Caldron
The caldron is a large boiling-vessel of the Israelite worship system — one of the bronze pots in which sacrificial flesh and holy offerings were cooked at the sanctuary. It appears in the narrative books at three sanctuary settings (Shiloh, the Josianic temple, and the Babylonian deportation), and once as Ezekiel's prophetic figure for besieged Jerusalem.
At the Shiloh Sanctuary
The caldron first appears in the indictment of Eli's sons. Their attendant struck the boil-vessels with a three-tooth flesh-hook to seize the priest's portion before the offering had been properly burned: "and he struck it into the pan, or kettle, or cauldron, or pot; all that the flesh-hook brought up the priest took with it. So they did in Shiloh to all the Israelites who came there" (1Sa 2:14). The caldron sits third in a four-vessel sequence — pan, kettle, cauldron, pot — with the strike-verb taking the whole list as alternative objects. The verse exhibits the caldron as one of the ordinary Shiloh boil-vessels from which the priestly grab-ritual extracted pre-burnt sacrificial flesh.
At Josiah's Passover
In the Josianic temple the caldron is named again, this time as part of a prescribed three-vessel cook-set for the holy offerings that accompanied the paschal lamb. Roasting and boiling are deliberately separated: "they roasted the Passover with fire according to the ordinance: and the holy offerings they boiled in pots, and in caldrons, and in pans, and carried them quickly to all the sons of the people" (2Ch 35:13). The Passover-lamb itself follows the Exodus-12 fire-roasting; the remaining sacred portions are routed into a distinct boil-track. Within that boil-track caldrons stand in the middle slot of the pots / caldrons / pans triplet, and the cook-cycle closes with a rapid distribution to the assembled people.
Carried Away to Babylon
When Nebuzaradan strips the temple, the bronze service-vessels — caldrons among them — are itemized in two parallel inventories. The first names the operative-utensil class: "the pots also, and the shovels, and the snuffers, and the basins, and the spoons, and all the vessels of bronze with which they ministered, they took away" (Jer 52:18). The second names the gold and silver pieces alongside: "and the cups, and the firepans, and the basins, and the pots, and the lampstands, and the spoons, and the bowls — that which was of gold, in gold, and that which was of silver, in silver — the captain of the guard took away" (Jer 52:19).

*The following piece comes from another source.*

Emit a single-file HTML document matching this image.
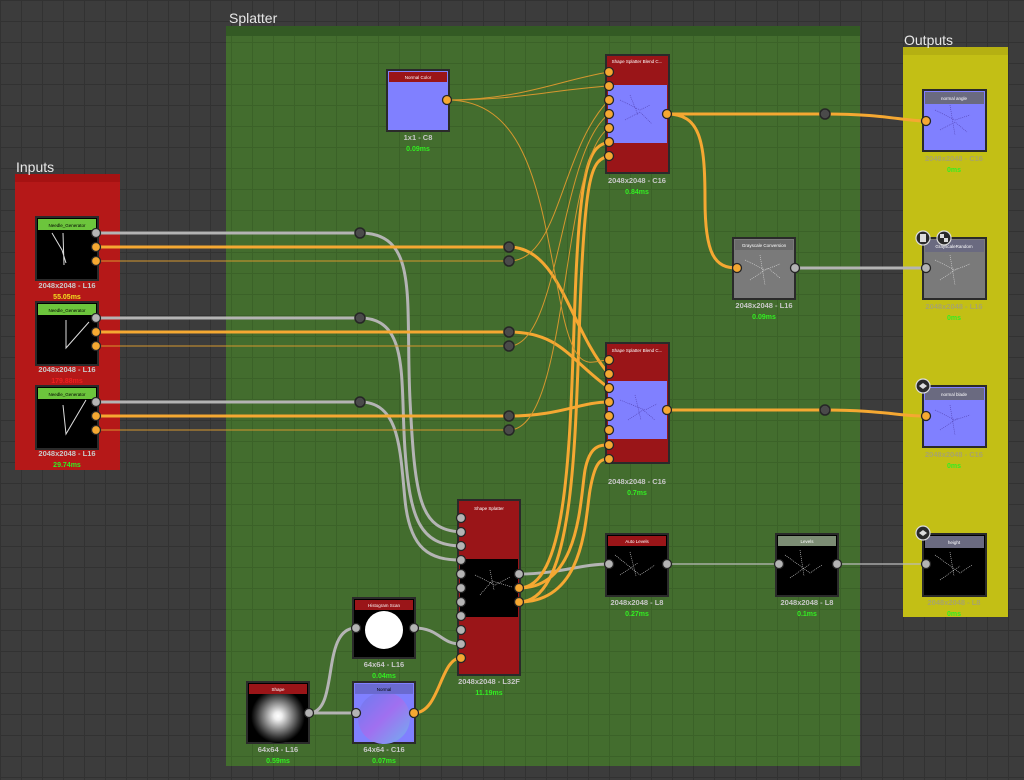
<!DOCTYPE html>
<html><head><meta charset="utf-8"><style>
html,body{margin:0;padding:0;background:#3b3b3b;overflow:hidden}
svg{display:block}
text{font-family:"Liberation Sans",sans-serif}
</style></head><body>
<svg width="1024" height="780" viewBox="0 0 1024 780" xmlns="http://www.w3.org/2000/svg">
<defs>
<pattern id="g" width="21" height="21" patternUnits="userSpaceOnUse"><rect width="21" height="21" fill="#3c3c3c"/><path d="M0 0.5H21M0.5 0V21" stroke="#323232" stroke-width="1"/></pattern>
<pattern id="gg" width="21" height="21" patternUnits="userSpaceOnUse"><rect width="21" height="21" fill="#436d2e"/><path d="M0 0.5H21M0.5 0V21" stroke="#3b6228" stroke-width="1"/></pattern>
<radialGradient id="rg"><stop offset="0" stop-color="#fff"/><stop offset="0.15" stop-color="#eee"/><stop offset="0.8" stop-color="#333"/><stop offset="1" stop-color="#000"/></radialGradient>
<linearGradient id="nl" x1="0" y1="0" x2="1" y2="1"><stop offset="0" stop-color="#6a7cf0"/><stop offset=".5" stop-color="#a070f0"/><stop offset="1" stop-color="#70b0f0"/></linearGradient>
</defs>
<rect width="1024" height="780" fill="url(#g)"/>
<rect x="226" y="26" width="634" height="740" fill="url(#gg)"/>
<rect x="226" y="26" width="634" height="10" fill="#335a24"/>
<text x="229" y="23" fill="#e8e8e8" font-size="14">Splatter</text>
<rect x="15" y="174" width="105" height="296" fill="#b51818"/>
<rect x="15" y="174" width="105" height="8" fill="#a51212"/>
<text x="16" y="172" fill="#e8e8e8" font-size="14">Inputs</text>
<rect x="903" y="47" width="105" height="570" fill="#c3bf15"/>
<rect x="903" y="47" width="105" height="8" fill="#b5b012"/>
<text x="904" y="45" fill="#e8e8e8" font-size="14">Outputs</text>

<g fill="none" stroke-linecap="round">
<g stroke="#b4b4b4" stroke-width="3">
<path d="M96 233H360C420 233 405 300 410 400C415 500 420 530 461 532"/>
<path d="M96 318H360C410 318 400 380 405 450C410 520 420 545 461 546"/>
<path d="M96 402H360C400 402 400 450 405 500C410 550 430 560 461 560"/>
<path d="M309 713C340 713 320 628 356 628"/>
<path d="M309 713H356"/>
<path d="M414 628C440 628 440 644 461 644"/>
<path d="M519 574C560 574 580 564 609 564"/>
<path d="M795 268H923"/>
</g>
<path d="M668 564H838" stroke="#bbbbbb" stroke-width="1.2"/>
<path d="M838 564H923" stroke="#bbbbbb" stroke-width="1.2"/>
<g stroke="#f5a832" stroke-width="3">
<path d="M96 247H509C560 247 570 330 609 374"/>
<path d="M96 332H509C560 332 570 360 609 388"/>
<path d="M96 416H509C560 416 580 402 609 402"/>
<path d="M519 588C570 588 570 430 575 300C580 160 590 146 609 142"/>
<path d="M519 602C575 602 575 440 580 310C585 170 592 160 609 156"/>
<path d="M519 588C580 588 580 500 585 470C590 445 600 445 609 445"/>
<path d="M519 602C585 602 585 520 590 490C595 462 600 459 609 459"/>
<path d="M414 713C440 713 440 658 461 658"/>
<path d="M667 114H825C880 114 900 120 923 121"/>
<path d="M667 114C700 114 705 140 705 200C705 255 715 268 737 268"/>
<path d="M667 410H825C880 410 900 416 923 416"/>
</g>
<g stroke="#d6972e" stroke-width="1">
<path d="M96 261H509C560 261 560 150 609 100"/>
<path d="M96 346H509C560 346 560 150 609 114"/>
<path d="M96 430H509C570 430 560 160 609 128"/>
<path d="M447 100C520 100 560 80 609 72"/>
<path d="M447 100C530 100 540 200 560 300C575 380 590 360 609 360"/>
<path d="M447 100C520 100 550 90 609 86"/>
</g>
</g>
<g fill="#4a4a4a" stroke="#262626" stroke-width="1.5">
<circle cx="360" cy="233" r="5"/><circle cx="509" cy="247" r="5"/><circle cx="509" cy="261" r="5"/>
<circle cx="360" cy="318" r="5"/><circle cx="509" cy="332" r="5"/><circle cx="509" cy="346" r="5"/>
<circle cx="360" cy="402" r="5"/><circle cx="509" cy="416" r="5"/><circle cx="509" cy="430" r="5"/>
<circle cx="825" cy="114" r="5"/><circle cx="825" cy="410" r="5"/>
</g>

<g font-size="4" fill="#fff">
<rect x="36" y="217" width="62" height="63" fill="#000" stroke="#2a2a2a" stroke-width="2"/><rect x="38" y="219" width="58" height="11" fill="#6cc53c"/>
<path d="M52 233L62 250L66 263M63 233L64 265" stroke="#ddd" stroke-width="1" fill="none"/>
<rect x="36" y="302" width="62" height="63" fill="#000" stroke="#2a2a2a" stroke-width="2"/><rect x="38" y="304" width="58" height="11" fill="#6cc53c"/>
<path d="M66 320L66 348L89 322" stroke="#ddd" stroke-width="1" fill="none"/>
<rect x="36" y="386" width="62" height="63" fill="#000" stroke="#2a2a2a" stroke-width="2"/><rect x="38" y="388" width="58" height="11" fill="#6cc53c"/>
<path d="M63 405L66 434L86 400" stroke="#ddd" stroke-width="1" fill="none"/>
<rect x="387" y="70" width="62" height="61" fill="#8080ff" stroke="#2a2a2a" stroke-width="2"/><rect x="389" y="72" width="58" height="10" fill="#9a1518"/>
<rect x="606" y="55" width="63" height="118" fill="#9a1518" stroke="#2a2a2a" stroke-width="2"/><rect x="608" y="85" width="59" height="58" fill="#8080ff"/>
<rect x="606" y="343" width="63" height="120" fill="#9a1518" stroke="#2a2a2a" stroke-width="2"/><rect x="608" y="381" width="59" height="58" fill="#8080ff"/>
<rect x="733" y="238" width="62" height="61" fill="#7a7a7a" stroke="#2a2a2a" stroke-width="2"/><rect x="735" y="240" width="58" height="10" fill="#6a6a6a"/>
<rect x="458" y="500" width="62" height="175" fill="#9a1518" stroke="#2a2a2a" stroke-width="2"/><rect x="460" y="559" width="58" height="58" fill="#000"/>
<rect x="606" y="534" width="62" height="62" fill="#000" stroke="#2a2a2a" stroke-width="2"/><rect x="608" y="536" width="58" height="10" fill="#9a1518"/>
<rect x="776" y="534" width="62" height="62" fill="#000" stroke="#2a2a2a" stroke-width="2"/><rect x="778" y="536" width="58" height="10" fill="#7c8d74"/>
<rect x="353" y="598" width="62" height="60" fill="#000" stroke="#2a2a2a" stroke-width="2"/><rect x="355" y="600" width="58" height="10" fill="#9a1518"/>
<circle cx="384" cy="630" r="19" fill="#fff"/>
<rect x="247" y="682" width="62" height="61" fill="#000" stroke="#2a2a2a" stroke-width="2"/>
<circle cx="278" cy="716" r="27" fill="url(#rg)"/>
<rect x="249" y="684" width="58" height="10" fill="#9a1518"/>
<rect x="353" y="682" width="62" height="61" fill="#8080ff" stroke="#2a2a2a" stroke-width="2"/>
<circle cx="384" cy="718" r="26" fill="url(#nl)"/>
<rect x="355" y="684" width="58" height="10" fill="#6a6ad0"/>
<rect x="923" y="90" width="63" height="61" fill="#8080ff" stroke="#2a2a2a" stroke-width="2"/><rect x="925" y="92" width="59" height="12" fill="#6a6a80"/>
<rect x="923" y="238" width="63" height="61" fill="#7a7a7a" stroke="#2a2a2a" stroke-width="2"/><rect x="925" y="240" width="59" height="12" fill="#6a6a80"/>
<rect x="923" y="386" width="63" height="61" fill="#8080ff" stroke="#2a2a2a" stroke-width="2"/><rect x="925" y="388" width="59" height="12" fill="#6a6a80"/>
<rect x="923" y="534" width="63" height="62" fill="#000" stroke="#2a2a2a" stroke-width="2"/><rect x="925" y="536" width="59" height="12" fill="#6a6a80"/>
<g stroke="#ddd" stroke-width="0.6" fill="none" stroke-dasharray="1 1">
<path d="M475 575l20 10 15-8M480 595l12-14 20 6M490 570l4 20M615 555l25 20 15-10M620 575l18-12M630 552l6 24M785 555l25 18 12-8M790 578l20-14M800 550l4 26M935 555l25 18 12-8M940 580l20-14M950 552l4 24M745 260l20 10 15-6M750 280l18-12 12 10M760 255l5 30M935 260l20 10 15-6M940 280l18-12M950 255l5 30"/>
</g>
<g stroke="#5040b0" stroke-width="0.6" fill="none" stroke-dasharray="1 1"><path d="M620 100l20 10 10-5M625 120l15-8 12 12M630 95l8 20M620 400l25 10 12-6M628 420l15-10 12 10M635 395l6 25M935 110l20 10 15-5M940 130l15-8 12 10M950 105l5 30M935 410l20 10 15-5M940 430l18-12M950 405l5 30"/></g>
<g font-size="4.5" text-anchor="middle" fill="#fff">
<text x="67" y="227" fill="#000">Needle_Generator</text><text x="67" y="312" fill="#000">Needle_Generator</text><text x="67" y="396" fill="#000">Needle_Generator</text>
<text x="418" y="79">Normal Color</text><text x="637" y="63">Shape Splatter Blend C...</text><text x="637" y="352">Shape Splatter Blend C...</text>
<text x="764" y="247">Grayscale Conversion</text><text x="489" y="510">Shape Splatter</text><text x="637" y="543">Auto Levels</text><text x="807" y="543">Levels</text>
<text x="384" y="607">Histogram Scan</text><text x="278" y="691">Shape</text><text x="384" y="691" fill="#000">Normal</text>
<text x="954" y="100">normal angle</text><text x="954" y="248">GrayscaleRandom</text><text x="954" y="396">normal blade</text><text x="954" y="544">height</text>
</g>
</g>
<g stroke="#262626" stroke-width="1.3">
<g fill="#b4b4b4"><circle cx="96" cy="233" r="4.5"/><circle cx="96" cy="318" r="4.5"/><circle cx="96" cy="402" r="4.5"/>
<circle cx="461" cy="518" r="4.5"/><circle cx="461" cy="532" r="4.5"/><circle cx="461" cy="546" r="4.5"/><circle cx="461" cy="560" r="4.5"/><circle cx="461" cy="574" r="4.5"/><circle cx="461" cy="588" r="4.5"/><circle cx="461" cy="602" r="4.5"/><circle cx="461" cy="616" r="4.5"/><circle cx="461" cy="630" r="4.5"/><circle cx="461" cy="644" r="4.5"/>
<circle cx="519" cy="574" r="4.5"/><circle cx="356" cy="628" r="4.5"/><circle cx="414" cy="628" r="4.5"/><circle cx="309" cy="713" r="4.5"/><circle cx="356" cy="713" r="4.5"/>
<circle cx="609" cy="564" r="4.5"/><circle cx="667" cy="564" r="4.5"/><circle cx="779" cy="564" r="4.5"/><circle cx="837" cy="564" r="4.5"/>
<circle cx="795" cy="268" r="4.5"/><circle cx="926" cy="268" r="4.5"/><circle cx="926" cy="564" r="4.5"/></g>
<g fill="#f5a832"><circle cx="96" cy="247" r="4.5"/><circle cx="96" cy="261" r="4.5"/><circle cx="96" cy="332" r="4.5"/><circle cx="96" cy="346" r="4.5"/><circle cx="96" cy="416" r="4.5"/><circle cx="96" cy="430" r="4.5"/>
<circle cx="447" cy="100" r="4.5"/>
<circle cx="609" cy="72" r="4.5"/><circle cx="609" cy="86" r="4.5"/><circle cx="609" cy="100" r="4.5"/><circle cx="609" cy="114" r="4.5"/><circle cx="609" cy="128" r="4.5"/><circle cx="609" cy="142" r="4.5"/><circle cx="609" cy="156" r="4.5"/><circle cx="667" cy="114" r="4.5"/>
<circle cx="609" cy="360" r="4.5"/><circle cx="609" cy="374" r="4.5"/><circle cx="609" cy="388" r="4.5"/><circle cx="609" cy="402" r="4.5"/><circle cx="609" cy="416" r="4.5"/><circle cx="609" cy="430" r="4.5"/><circle cx="609" cy="445" r="4.5"/><circle cx="609" cy="459" r="4.5"/><circle cx="667" cy="410" r="4.5"/>
<circle cx="519" cy="588" r="4.5"/><circle cx="519" cy="602" r="4.5"/><circle cx="461" cy="658" r="4.5"/><circle cx="414" cy="713" r="4.5"/>
<circle cx="737" cy="268" r="4.5"/><circle cx="926" cy="121" r="4.5"/><circle cx="926" cy="416" r="4.5"/></g>
</g>
<g fill="#2a2a2a" stroke="#ddd" stroke-width="1.2"><circle cx="923" cy="238" r="7"/><circle cx="944" cy="238" r="7"/><circle cx="923" cy="386" r="7"/><circle cx="923" cy="533" r="7"/></g>
<g fill="#ddd"><rect x="920" y="234" width="6" height="8"/><rect x="940" y="234" width="4" height="4"/><rect x="944" y="238" width="4" height="4"/><path d="M919 386l4-3 4 3-4 3z"/><path d="M919 533l4-3 4 3-4 3z"/></g>
<g font-size="7.5" text-anchor="middle" fill="#c8c8c8" font-weight="bold">
<text x="67" y="288">2048x2048 - L16</text><text x="67" y="372">2048x2048 - L16</text><text x="67" y="456">2048x2048 - L16</text>
<text x="418" y="140">1x1 - C8</text><text x="637" y="183">2048x2048 - C16</text><text x="637" y="484">2048x2048 - C16</text>
<text x="764" y="308">2048x2048 - L16</text><text x="489" y="684">2048x2048 - L32F</text><text x="637" y="605">2048x2048 - L8</text><text x="807" y="605">2048x2048 - L8</text>
<text x="384" y="667">64x64 - L16</text><text x="278" y="752">64x64 - L16</text><text x="384" y="752">64x64 - C16</text>
<g fill="#a8a46a"><text x="954" y="161">2048x2048 - C16</text><text x="954" y="309">2048x2048 - L16</text><text x="954" y="457">2048x2048 - C16</text><text x="954" y="605">2048x2048 - L8</text></g>
</g>
<g font-size="7" text-anchor="middle" fill="#33ee22" font-weight="bold">
<text x="67" y="299" fill="#f0e020">55.05ms</text><text x="67" y="383" fill="#ee2020">179.88ms</text><text x="67" y="467">29.74ms</text>
<text x="418" y="151">0.09ms</text><text x="637" y="194">0.84ms</text><text x="637" y="495">0.7ms</text><text x="764" y="319">0.09ms</text>
<text x="489" y="695">11.19ms</text><text x="637" y="616">0.27ms</text><text x="807" y="616">0.1ms</text><text x="384" y="678">0.04ms</text>
<text x="278" y="763">0.59ms</text><text x="384" y="763">0.07ms</text>
<text x="954" y="172">0ms</text><text x="954" y="320">0ms</text><text x="954" y="468">0ms</text><text x="954" y="616">0ms</text>
</g>
</svg>
</body></html>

The same bronze pots that boiled the holy offerings at Josiah's Passover are now carried out of the burning house as imperial spoil.
Jerusalem as the Cauldron
Ezekiel turns the cooking-pot into a prophetic figure for the besieged city. The men of Jerusalem are quoted in their own slogan — "[The time] is not near to build houses: this [city] is the cauldron, and we are the flesh" (Eze 11:3) — confident that the city's walls will hold the inhabitants the way a pot holds its meat. Yahweh inverts the figure. The slain inside the city, not the survivors, are the flesh: "Your⁺ slain whom you⁺ have laid in the midst of it, they are the flesh, and this [city] is the cauldron; but you⁺ will be brought forth out of the midst of it" (Eze 11:7). Far from sheltering its inhabitants, the cauldron empties: "I will bring you⁺ forth out of the midst of it, and deliver you⁺ into the hands of strangers, and will execute judgments among you⁺" (Eze 11:9). The closing reversal cancels the slogan outright — "this [city] will not be your⁺ cauldron, neither will you⁺ be the flesh in the midst of it; I will judge you⁺ in the border of Israel" (Eze 11:11). The cooking-pot of Jerusalem will not contain its own people; they will be taken out of it for judgment at the frontier.